Ercan Güven - MİLLİYET | Kadıköy’deki mücadele sadece üç puanlık bir maç değildi Fenerbahçe için; İsmail Kartal’ın taşlarını döşediği, üzerinde başta İrfan Can tüm futbolcuların memnuniyetle koştuğu “yeniden takım olma yolunda” bir başlangıçtı.İlk maçında takımın yetenek/performans orantısına bakıp dehşete kapılan İsmail Kartal, çok iyi bir tercih yaptı ve çıkar yol göremeyince yoldan çekileceğine yeni bir yol açmaya çalıştı. Lakin niyet ve sonuç ne kadar olumluysa, o kadar olumsuz başladı doksan dakika!..
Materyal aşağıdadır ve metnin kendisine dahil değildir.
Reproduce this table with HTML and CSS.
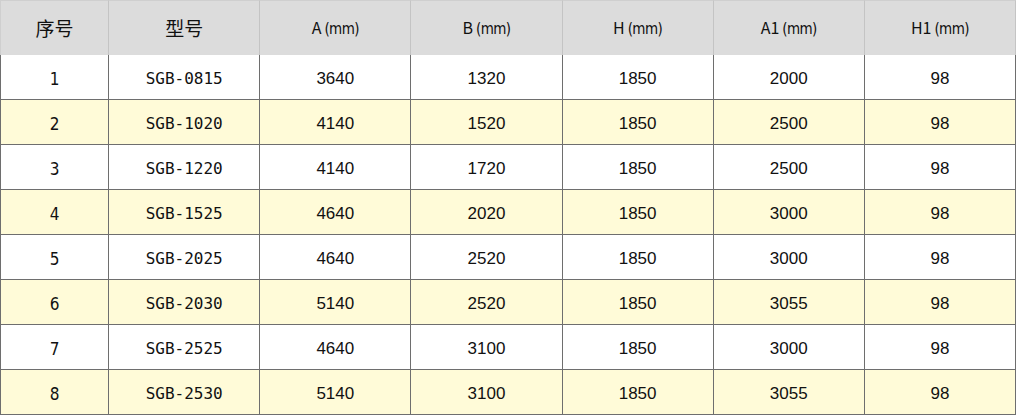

Üç haftadır gol atamayan, 14 haftadır kazanamayan, Mustafa Denizli gibi bir efsanesini bile “harcamak” durumunda kalan Altay karşısında başlangıcı berbattı Fenerbahçe’nin… Sanki takıma yeni gelen İsmail Kartal değil, futbolculardı. İsmail Hoca’nın basın toplantısında “olumlu” olarak altını çizdiği kompakt futbol vardı ama gerisi yoktu. Tam 26 dakika rakip ceza sahasında topla buluşamadı Fenerbahçe rakip kaleye şut atamadı. Çünkü tempo yoktu. Oyuna giremiyordu. Aşırı kontrollü oynuyordu. Üstüne ilk çeyrek biterken bir de gol yedi.
İrfan Can’ın Serdar Dursun’u kollaması bununla bitmedi, 76’da kaptığı topla kaleciyi de geçip açısı azalsa da atabilecekken golü Serdar’a attırmak istedi. İlk yarıda golü attıktan sonra Mesut Özil’e gitmesi de var İrfan Can’ın… Sahadaki lider olmak istediği belli.İsmail Kartal 77. dakikada İrfan Can ve Sosa’yı kenara aldı, Mesut ile Zajc hamlesi yaptı. Mesut genç takımdan gelmiş bir futbolcu gibi görevini yapmaya çalıştı. Hoca da kimseyi kaybetmek istemiyor, herkesi istim üstünde tutmayı düşünüyor besbelli.Öyle ya da böyle bir yola girdi Fenerbahçe… Sonu nereye varır bilinmez ama bir yola sahip olmak da küçümsenemez.